The mayor was quoted in the Times recently: "We’ve got to find some ways between now and the end of our administration to make it so compelling that the public will demand that we continue to put the interest of our students first, and the interest of the people who work in the system or benefit from getting contracts in the system last"

Your proposed agenda shows how completely wrong the Mayor is. I'm not a teacher but a parent and everything in your agenda is what I want for my kids in the system. When parents and veteran teachers are saying the same thing, it's clear that the administration is not acting in the best interest of the students. The Mayor is very sensitive to his publicity. The key is to get the message out.

Anonymous said...

Patrick is absolutely right, and that feeds right into the main point--that this union has no handle on the media, ending up in sandbox fights with the likes of John Stossel that accomplish little or nothing.

My daughter attends a public school full of good teachers, small classes and is situated in a building that lets her and her classmates know our community cares about education.

Too bad Bloomie won't try that.

That's an incredible quote, by the way.
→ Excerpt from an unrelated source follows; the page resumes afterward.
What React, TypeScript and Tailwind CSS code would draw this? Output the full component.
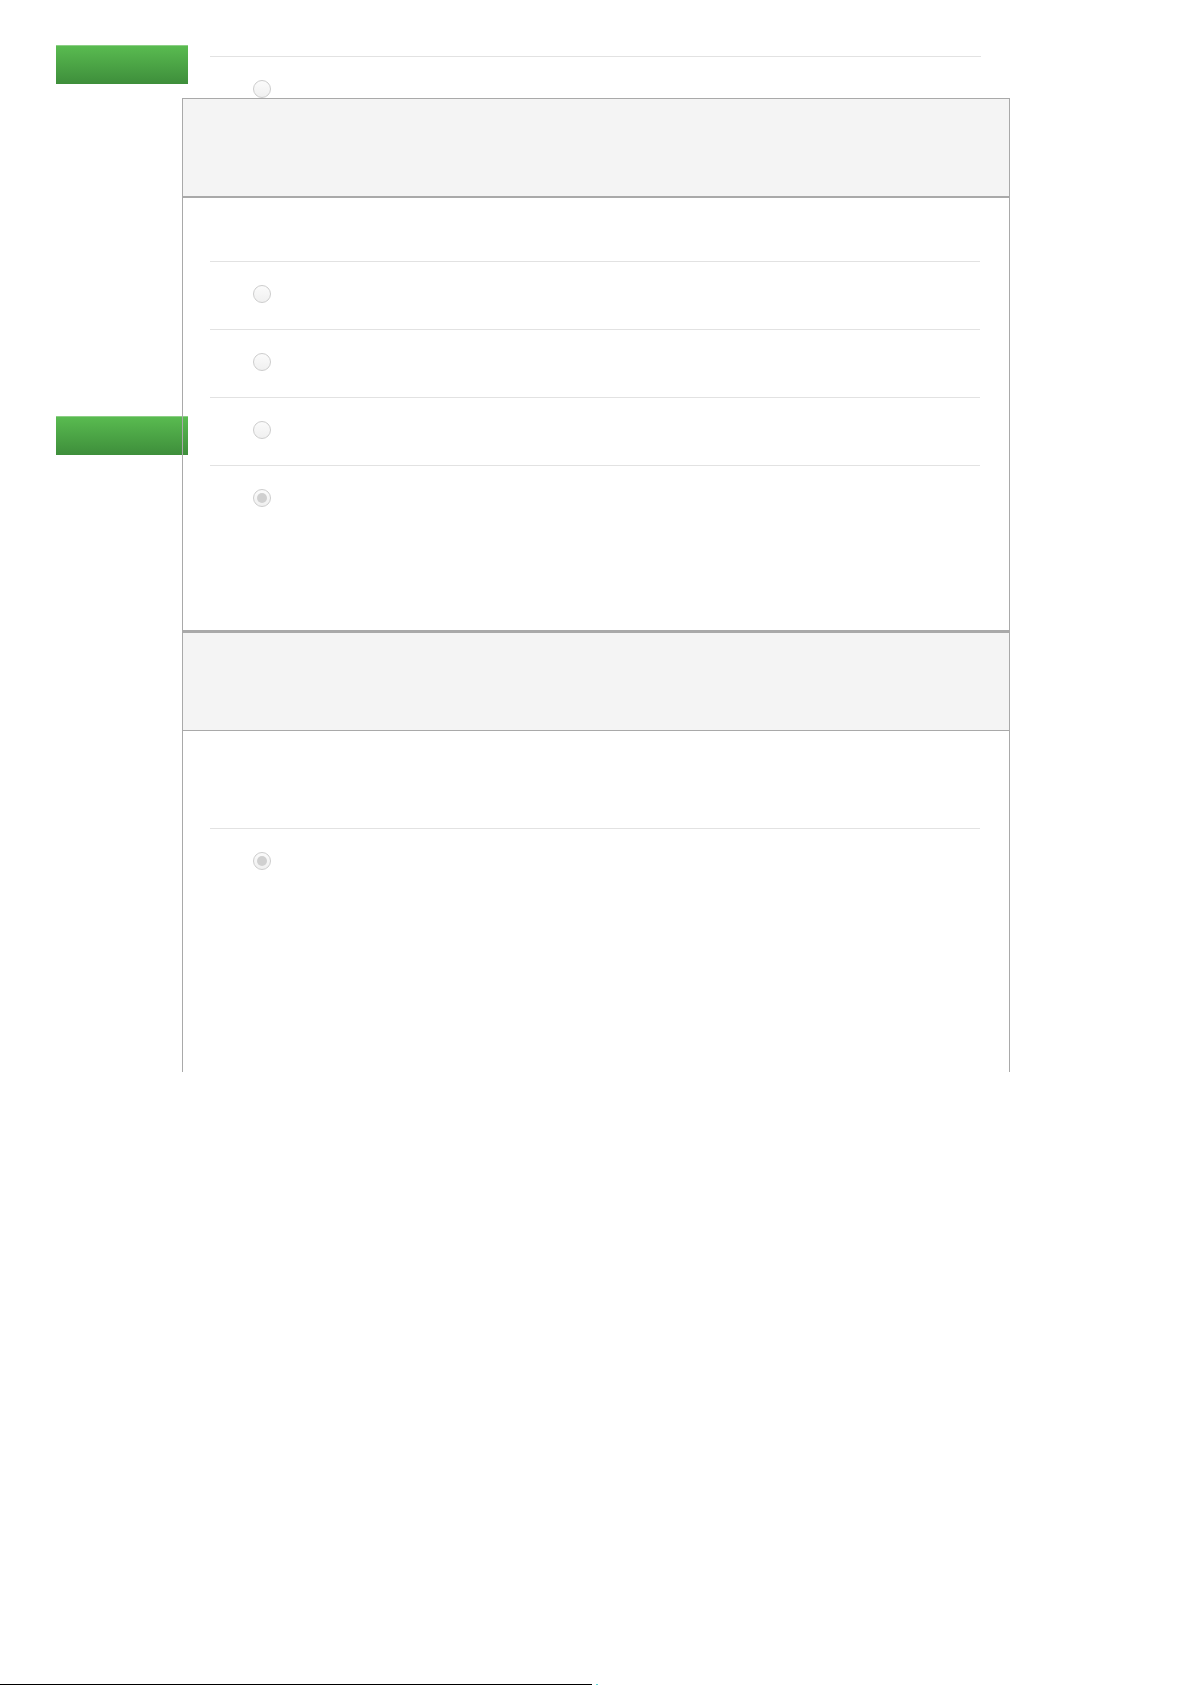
import React from "react"

function Radio({ checked = false }: { checked?: boolean }) {
  return (
    <div className="w-[18px] h-[18px] rounded-full border-[1.5px] border-[#cdcdcd] bg-gradient-to-b from-[#fbfbfb] to-[#f0f0f0] flex items-center justify-center">
      {checked && <div className="w-[10px] h-[10px] rounded-full bg-[#d0d0d0]" />}
    </div>
  )
}

function Row({ checked = false, short = false }: { checked?: boolean; short?: boolean }) {
  return (
    <div className={`border-t border-[#e2e2e2] pl-[43px] pt-[23px] ${short ? "h-[42px]" : "h-[68px]"}`}>
      <Radio checked={checked} />
    </div>
  )
}

function GreenBar() {
  return (
    <div className="w-[132px] h-[39px] border-t border-[#8ccf85] bg-gradient-to-b from-[#59bb50] to-[#3e8e3b]" />
  )
}

export default function App() {
  return (
    <div className="h-[1685px] flex flex-col bg-white font-['Liberation_Sans',sans-serif]">
      <div className="flex items-start">
        <div className="pl-[56px] flex flex-col">
          <div className="mt-[45px]">
            <GreenBar />
          </div>
          <div className="mt-[332px]">
            <GreenBar />
          </div>
        </div>

        <div className="ml-[-6px] w-[828px] relative z-10 flex flex-col">
          <div className="mt-[56px] pl-[28px] pr-[29px]">
            <Row short />
          </div>

          <div className="border border-[#a9a9a9]">
            <div className="h-[97px] bg-[#f4f4f4] border-b-2 border-[#a9a9a9] box-content" />
            <div className="pt-[63px] pb-[97px] pl-[27px] pr-[29px]">
              <Row />
              <Row />
              <Row />
              <Row checked />
            </div>
          </div>

          <div className="border-x border-t-2 border-[#a9a9a9] h-[441px]">
            <div className="h-[97px] bg-[#f4f4f4] border-b border-[#a9a9a9] box-content" />
            <div className="pt-[97px] pl-[27px] pr-[29px]">
              <Row checked />
            </div>
          </div>
        </div>
      </div>

      <div className="mt-auto flex items-end">
        <div className="w-[592px] h-px bg-black" />
        <div className="ml-[4px] w-[2px] h-px bg-[#5fd6d6]" />
      </div>
    </div>
  )
}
You'd think the kids were never going to grow up and have to work.

Chaz said...

patrick:

I am glad that you see the connection between small classes, quality teachers with competitive salaries, and strict student discipline codes with student learning. it's too bad the UFT doesn't hit the Bloomberg administration hard with a media blitz. However, my union seems more concerned with Darfur, Mexican protests, and holiday parades.

Hopefully, many of my collegues will do the right thing and vote in classroom based leaders and kick out Randi and her lawyer friends.

Anonymous said...

It must be rough to have to write Edwize and NY Teacher. You have to pretend your inaction has nothing whatsoever to do with the state of teachers and students in New York City and blame everyone else. You have to bemoan the lack of freedom and democracy in other parts of the world while trying to maintain the preposterous illusion it exists within the UFT.